▶ [INFORMATION PROVIDED]:
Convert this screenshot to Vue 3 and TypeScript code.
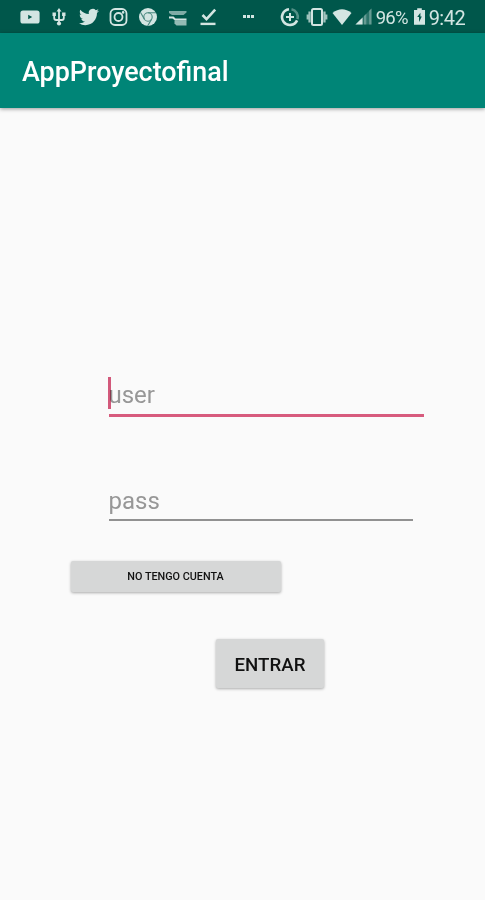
<script setup lang="ts">
import { ref } from 'vue'

const user = ref('')
const pass = ref('')
</script>

<template>
  <div class="screen">
    <div class="status">
      <div class="notifications">
        <svg viewBox="0 0 20 20"><path fill-rule="evenodd" d="M3 3.500h14q2.600 0 2.600 2.600v7.800q0 2.600-2.600 2.600H3q-2.600 0-2.600-2.600V6.100q0-2.600 2.600-2.600ZM8.200 7.800v4.400l4-2.200Z" /></svg>
        <svg viewBox="0 0 20 20"><path d="M10 1 7.500 4.500h5ZM3.500 5.500h3.400v3.400H3.500ZM13.100 5.500h3.400v3.400h-3.400Z" /><circle cx="10" cy="16.500" r="2.100" /><path class="line" d="M10 4v12M5.200 8v3q0 2 2 2h5.600q2 0 2-2V8" /></svg>
        <svg viewBox="0 0 24 24"><path d="M23.950 4.570a10 10 0 0 1-2.820.77 4.960 4.960 0 0 0 2.160-2.720 9.900 9.900 0 0 1-3.120 1.180 4.920 4.920 0 0 0-8.380 4.480C7.690 8.090 4.070 6.130 1.640 3.160a4.820 4.820 0 0 0-.67 2.480c0 1.710.87 3.210 2.190 4.100a4.900 4.900 0 0 1-2.230-.62v.06a4.920 4.920 0 0 0 3.950 4.830 5 5 0 0 1-2.210.08 4.940 4.940 0 0 0 4.600 3.420A9.870 9.870 0 0 1 0 19.540a14 14 0 0 0 7.550 2.210c9.050 0 14-7.500 14-13.980 0-.21 0-.42-.02-.63a9.900 9.900 0 0 0 2.420-2.570Z" /></svg>
        <svg viewBox="0 0 20 20"><rect class="line" x="1.500" y="2" width="16" height="16" rx="4.500" /><circle class="line" cx="9.500" cy="10" r="4" /><circle cx="14.100" cy="5.400" r="1.300" /></svg>
        <svg viewBox="0 0 20 20"><circle cx="10" cy="10" r="9" /><g class="cut"><circle cx="10" cy="10" r="4.200" /><path d="M10 5.800h8M6.400 12.100 2.400 5.300M13.600 12.100 9.600 19" /></g><circle cx="10" cy="10" r="2.300" opacity=".55" /></svg>
        <svg viewBox="0 0 20 20"><path opacity=".6" d="M1 4h17.500v1.500l-3 2.500H4L1 6Z" /><path d="M1 9.500h4.500l2 2h11v2H7L4.500 11.500H1Z" /><path opacity=".7" d="M6.500 13.500h12v5h-10l-2-2Z" /></svg>
        <svg viewBox="0 0 20 20"><path class="check" d="m4.500 8 4 4.200 8.700-9.500" /><path d="M2.500 15.700h15v2.400h-15Z" /></svg>
      </div>
      <div class="more"><i /><i /><i /></div>
      <div class="system">
        <svg class="saver" viewBox="0 0 20 20"><path class="saver-arc" d="M9 2.200a7.900 7.900 0 1 0 8.100 11.200" /><path class="saver-arc faint" d="M11.500 2.200a7.900 7.900 0 0 1 6 10" /><path class="plus" d="M10 6v8M6 10h8" /></svg>
        <svg class="vibrate" viewBox="0 0 22 20"><rect class="phone" x="6" y="2" width="10" height="16" rx="1.500" /><path opacity=".75" d="M2.400 4.500h2.300v11H2.400ZM.6 7.500h1.800v5H.6ZM17.300 4.500h2.300v11h-2.300ZM19.600 7.500h1.800v5h-1.800Z" /></svg>
        <svg class="wifi" viewBox="0 0 20 16"><path d="M10 16 .5 4Q10-3.500 19.500 4Z" /></svg>
        <svg class="signal" viewBox="0 0 18 18"><path opacity=".2" d="M17.500.5v17H.5Z" /><path d="M8 10v7.500H.5Z" /><path opacity=".35" d="M9.500 8.500v9H12V6ZM15 3v14.500h2.500V.5Z" /></svg>
        <span class="percent">96%</span>
        <svg class="battery" viewBox="0 0 12 18"><path fill-rule="evenodd" d="M3.500 0h5v2H12v16H0V2h3.500ZM7 5 3.500 9.500h2V15L8.500 9H7Z" /></svg>
        <span class="clock">9:42</span>
      </div>
    </div>
    <header class="appbar"><h1>AppProyectofinal</h1></header>
    <main>
      <label class="field focused"><input v-model="user" type="text" placeholder="user" /><span class="caret" /></label>
      <label class="field password"><input v-model="pass" type="password" placeholder="pass" /></label>
      <button class="register" type="button">NO TENGO CUENTA</button>
      <button class="enter" type="button">ENTRAR</button>
    </main>
  </div>
</template>

<style>
body { margin: 0; background: #fafafa; }
</style>

<style scoped>
.screen { height: 900px; display: flex; flex-direction: column; overflow: hidden; background: #fafafa; font-family: Roboto, sans-serif; }
.status { height: 33px; flex: none; display: flex; align-items: center; background: #00574b; color: #d3e5e2; box-sizing: border-box; }
svg { display: block; flex: none; fill: #d3e5e2; overflow: visible; }
.notifications { display: flex; gap: 9.700px; margin-left: 19.500px; }
.notifications svg { width: 20px; height: 20px; }
.line { fill: none; stroke: #d3e5e2; stroke-width: 1.800; }
.cut { fill: none; stroke: #4a8980; stroke-width: 1.100; }
.check { fill: none; stroke: #d3e5e2; stroke-width: 2.600; }
.more { display: flex; gap: 1px; margin-left: 25.500px; }
.more i { width: 3px; height: 3px; background: #d3e5e2; }
.system { display: flex; align-items: center; margin-left: 25.500px; }
.saver { width: 20px; height: 20px; }
.saver-arc { fill: none; stroke: #d3e5e2; stroke-width: 2.600; }
.faint { opacity: .4; }
.plus { fill: none; stroke: #d3e5e2; stroke-width: 2; }
.vibrate { width: 22px; height: 20px; margin-left: 6px; }
.phone { fill: none; stroke: #d3e5e2; stroke-width: 2; }
.wifi { width: 20px; height: 16px; margin-left: 4px; }
.signal { width: 17px; height: 17px; margin-left: 3px; }
.percent { width: 34px; margin-left: 4px; font-size: 18.500px; line-height: 22px; letter-spacing: -.7px; padding-top: 2px; }
.battery { width: 11px; height: 17px; margin-left: 4px; }
.clock { margin-left: 4px; font-size: 20px; line-height: 22px; letter-spacing: -.5px; padding-top: 2px; }
.appbar { height: 75px; flex: none; display: flex; align-items: center; padding: 3px 22px 0; box-sizing: border-box; background: #008577; box-shadow: 0 1px 4px rgba(0, 0, 0, .4); }
h1 { margin: 0; color: #fff; font-size: 26.900px; line-height: 34px; font-weight: 500; }
main { display: flex; flex-direction: column; align-items: flex-start; padding-top: 267px; }
.field { position: relative; display: block; width: 315px; height: 42px; margin-left: 108.500px; box-sizing: border-box; border-bottom: 3px solid #d75b7d; }
.field input { display: block; width: 100%; height: 39px; padding: 1px 0 0; box-sizing: border-box; border: 0; outline: 0; background: transparent; color: #222; font: 24px/37px Roboto, sans-serif; }
.field input::placeholder { color: #979797; opacity: 1; }
.caret { position: absolute; left: -.3px; top: 2px; width: 3px; height: 32px; background: #d75b7d; mix-blend-mode: multiply; }
.password { width: 304px; height: 39px; margin-top: 65px; border-bottom: 2px solid #919191; }
.password input { height: 37px; line-height: 35px; }
button { display: flex; align-items: center; justify-content: center; padding: 0; border: 0; border-radius: 2px; background: #d6d7d7; color: #111; font-family: Roboto, sans-serif; font-weight: 500; box-shadow: 0 1px 3px rgba(0, 0, 0, .32); }
.register { width: 210px; height: 31px; margin: 40px 0 0 70.500px; font-size: 10.800px; }
.enter { width: 108px; height: 49px; margin: 47px 0 0 216px; padding-top: 2px; box-sizing: border-box; font-size: 18.700px; }
</style>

▶ [TASK REQUIREMENTS]:
Repeat the material verbatim. Do not carry over any picture.

▶ [ANSWER TO THE PROBLEM]:
Convert this screenshot to Vue 3 and TypeScript code.
<script setup lang="ts">
import { ref } from 'vue'

const user = ref('')
const pass = ref('')
</script>

<template>
  <div class="screen">
    <div class="status">
      <div class="notifications">
        <svg viewBox="0 0 20 20"><path fill-rule="evenodd" d="M3 3.500h14q2.600 0 2.600 2.600v7.800q0 2.600-2.600 2.600H3q-2.600 0-2.600-2.600V6.100q0-2.600 2.600-2.600ZM8.200 7.800v4.400l4-2.200Z" /></svg>
        <svg viewBox="0 0 20 20"><path d="M10 1 7.500 4.500h5ZM3.500 5.500h3.400v3.400H3.500ZM13.100 5.500h3.400v3.400h-3.400Z" /><circle cx="10" cy="16.500" r="2.100" /><path class="line" d="M10 4v12M5.200 8v3q0 2 2 2h5.600q2 0 2-2V8" /></svg>
        <svg viewBox="0 0 24 24"><path d="M23.950 4.570a10 10 0 0 1-2.820.77 4.960 4.960 0 0 0 2.160-2.720 9.900 9.900 0 0 1-3.120 1.180 4.920 4.920 0 0 0-8.380 4.480C7.690 8.090 4.070 6.130 1.640 3.160a4.820 4.820 0 0 0-.67 2.480c0 1.710.87 3.210 2.190 4.100a4.900 4.900 0 0 1-2.230-.62v.06a4.920 4.920 0 0 0 3.950 4.830 5 5 0 0 1-2.210.08 4.940 4.940 0 0 0 4.600 3.420A9.870 9.870 0 0 1 0 19.540a14 14 0 0 0 7.550 2.210c9.050 0 14-7.500 14-13.980 0-.21 0-.42-.02-.63a9.900 9.900 0 0 0 2.420-2.570Z" /></svg>
        <svg viewBox="0 0 20 20"><rect class="line" x="1.500" y="2" width="16" height="16" rx="4.500" /><circle class="line" cx="9.500" cy="10" r="4" /><circle cx="14.100" cy="5.400" r="1.300" /></svg>
        <svg viewBox="0 0 20 20"><circle cx="10" cy="10" r="9" /><g class="cut"><circle cx="10" cy="10" r="4.200" /><path d="M10 5.800h8M6.400 12.100 2.400 5.300M13.600 12.100 9.600 19" /></g><circle cx="10" cy="10" r="2.300" opacity=".55" /></svg>
        <svg viewBox="0 0 20 20"><path opacity=".6" d="M1 4h17.500v1.500l-3 2.500H4L1 6Z" /><path d="M1 9.500h4.500l2 2h11v2H7L4.500 11.500H1Z" /><path opacity=".7" d="M6.500 13.500h12v5h-10l-2-2Z" /></svg>
        <svg viewBox="0 0 20 20"><path class="check" d="m4.500 8 4 4.200 8.700-9.500" /><path d="M2.500 15.700h15v2.400h-15Z" /></svg>
      </div>
      <div class="more"><i /><i /><i /></div>
      <div class="system">
        <svg class="saver" viewBox="0 0 20 20"><path class="saver-arc" d="M9 2.200a7.900 7.900 0 1 0 8.100 11.200" /><path class="saver-arc faint" d="M11.500 2.200a7.900 7.900 0 0 1 6 10" /><path class="plus" d="M10 6v8M6 10h8" /></svg>
        <svg class="vibrate" viewBox="0 0 22 20"><rect class="phone" x="6" y="2" width="10" height="16" rx="1.500" /><path opacity=".75" d="M2.400 4.500h2.300v11H2.400ZM.6 7.500h1.800v5H.6ZM17.300 4.500h2.300v11h-2.300ZM19.600 7.500h1.800v5h-1.800Z" /></svg>
        <svg class="wifi" viewBox="0 0 20 16"><path d="M10 16 .5 4Q10-3.500 19.500 4Z" /></svg>
        <svg class="signal" viewBox="0 0 18 18"><path opacity=".2" d="M17.500.5v17H.5Z" /><path d="M8 10v7.500H.5Z" /><path opacity=".35" d="M9.500 8.500v9H12V6ZM15 3v14.500h2.500V.5Z" /></svg>
        <span class="percent">96%</span>
        <svg class="battery" viewBox="0 0 12 18"><path fill-rule="evenodd" d="M3.500 0h5v2H12v16H0V2h3.500ZM7 5 3.500 9.500h2V15L8.500 9H7Z" /></svg>
        <span class="clock">9:42</span>
      </div>
    </div>
    <header class="appbar"><h1>AppProyectofinal</h1></header>
    <main>
      <label class="field focused"><input v-model="user" type="text" placeholder="user" /><span class="caret" /></label>
      <label class="field password"><input v-model="pass" type="password" placeholder="pass" /></label>
      <button class="register" type="button">NO TENGO CUENTA</button>
      <button class="enter" type="button">ENTRAR</button>
    </main>
  </div>
</template>

<style>
body { margin: 0; background: #fafafa; }
</style>

<style scoped>
.screen { height: 900px; display: flex; flex-direction: column; overflow: hidden; background: #fafafa; font-family: Roboto, sans-serif; }
.status { height: 33px; flex: none; display: flex; align-items: center; background: #00574b; color: #d3e5e2; box-sizing: border-box; }
svg { display: block; flex: none; fill: #d3e5e2; overflow: visible; }
.notifications { display: flex; gap: 9.700px; margin-left: 19.500px; }
.notifications svg { width: 20px; height: 20px; }
.line { fill: none; stroke: #d3e5e2; stroke-width: 1.800; }
.cut { fill: none; stroke: #4a8980; stroke-width: 1.100; }
.check { fill: none; stroke: #d3e5e2; stroke-width: 2.600; }
.more { display: flex; gap: 1px; margin-left: 25.500px; }
.more i { width: 3px; height: 3px; background: #d3e5e2; }
.system { display: flex; align-items: center; margin-left: 25.500px; }
.saver { width: 20px; height: 20px; }
.saver-arc { fill: none; stroke: #d3e5e2; stroke-width: 2.600; }
.faint { opacity: .4; }
.plus { fill: none; stroke: #d3e5e2; stroke-width: 2; }
.vibrate { width: 22px; height: 20px; margin-left: 6px; }
.phone { fill: none; stroke: #d3e5e2; stroke-width: 2; }
.wifi { width: 20px; height: 16px; margin-left: 4px; }
.signal { width: 17px; height: 17px; margin-left: 3px; }
.percent { width: 34px; margin-left: 4px; font-size: 18.500px; line-height: 22px; letter-spacing: -.7px; padding-top: 2px; }
.battery { width: 11px; height: 17px; margin-left: 4px; }
.clock { margin-left: 4px; font-size: 20px; line-height: 22px; letter-spacing: -.5px; padding-top: 2px; }
.appbar { height: 75px; flex: none; display: flex; align-items: center; padding: 3px 22px 0; box-sizing: border-box; background: #008577; box-shadow: 0 1px 4px rgba(0, 0, 0, .4); }
h1 { margin: 0; color: #fff; font-size: 26.900px; line-height: 34px; font-weight: 500; }
main { display: flex; flex-direction: column; align-items: flex-start; padding-top: 267px; }
.field { position: relative; display: block; width: 315px; height: 42px; margin-left: 108.500px; box-sizing: border-box; border-bottom: 3px solid #d75b7d; }
.field input { display: block; width: 100%; height: 39px; padding: 1px 0 0; box-sizing: border-box; border: 0; outline: 0; background: transparent; color: #222; font: 24px/37px Roboto, sans-serif; }
.field input::placeholder { color: #979797; opacity: 1; }
.caret { position: absolute; left: -.3px; top: 2px; width: 3px; height: 32px; background: #d75b7d; mix-blend-mode: multiply; }
.password { width: 304px; height: 39px; margin-top: 65px; border-bottom: 2px solid #919191; }
.password input { height: 37px; line-height: 35px; }
button { display: flex; align-items: center; justify-content: center; padding: 0; border: 0; border-radius: 2px; background: #d6d7d7; color: #111; font-family: Roboto, sans-serif; font-weight: 500; box-shadow: 0 1px 3px rgba(0, 0, 0, .32); }
.register { width: 210px; height: 31px; margin: 40px 0 0 70.500px; font-size: 10.800px; }
.enter { width: 108px; height: 49px; margin: 47px 0 0 216px; padding-top: 2px; box-sizing: border-box; font-size: 18.700px; }
</style>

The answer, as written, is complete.